Error Handling & Debugging
- Use `ENTRYPOINT ["dumb-init", "--"]` with `CMD ["/app/server"]` to properly forward signals and avoid zombie processes.
- Add `--init` flag in compose for services that don't have a proper init process in the image.
- Use `docker build --progress=plain` to see full build output without collapsing steps.
- Check container logs with `docker logs --tail 100 --follow <container>` and structured JSON log output from the app.
- Use `docker exec -it <container> sh` for interactive debugging — prefer adding a `busybox` debug stage rather than tools in production images.
- Use `docker system df` to inspect layer, image, container, and volume disk usage during cleanup.
Testing & Validation
- Lint Dockerfiles with `hadolint Dockerfile` in CI — it catches anti-patterns like `latest` tags, `apt-get` without pinning, and `ADD` misuse.
- Validate Docker Compose files with `docker compose config` before deploying — it catches syntax errors and missing env substitutions.
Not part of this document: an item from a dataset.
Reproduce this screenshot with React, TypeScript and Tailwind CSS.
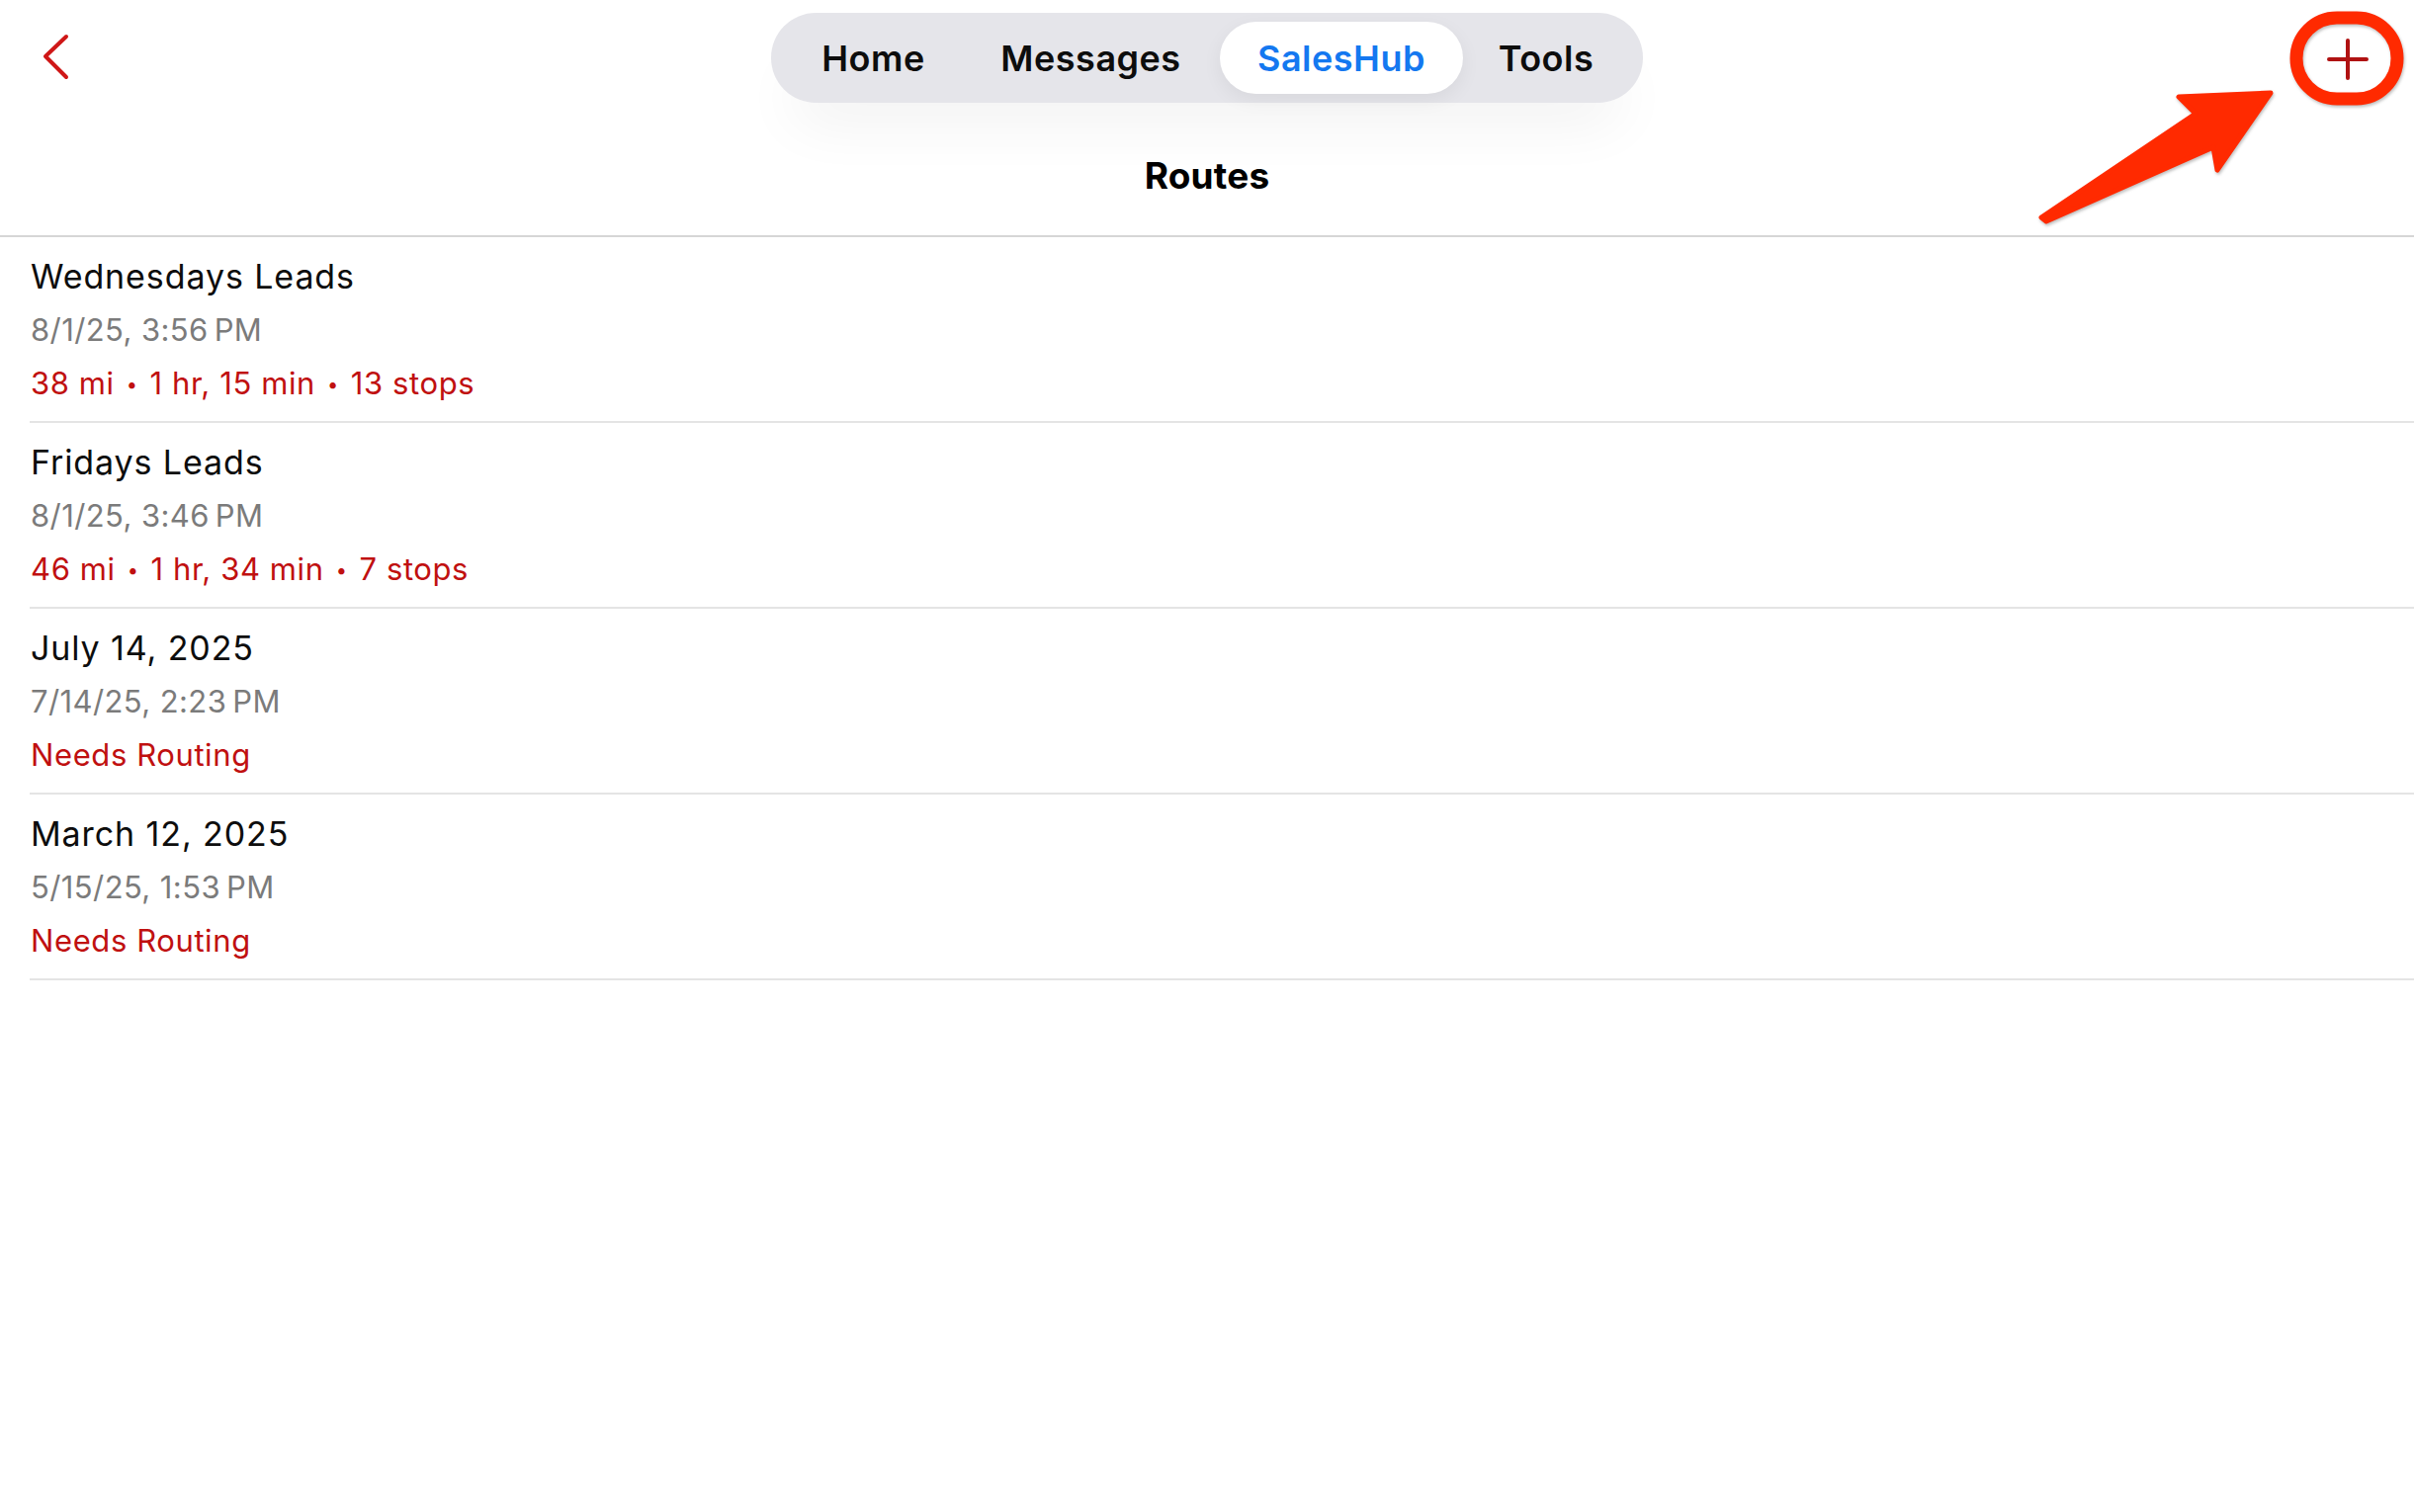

- Test image startup behavior with `docker run --rm --env-file .env.test myimage:sha` before pushing to a registry.
- Scan images for vulnerabilities with `trivy image --exit-code 1 --severity CRITICAL myimage:sha` and fail CI on critical findings.
- Test health checks locally: start the container, wait for `healthy` status with `docker inspect --format='{{.State.Health.Status}}'`, then run assertions against the running container.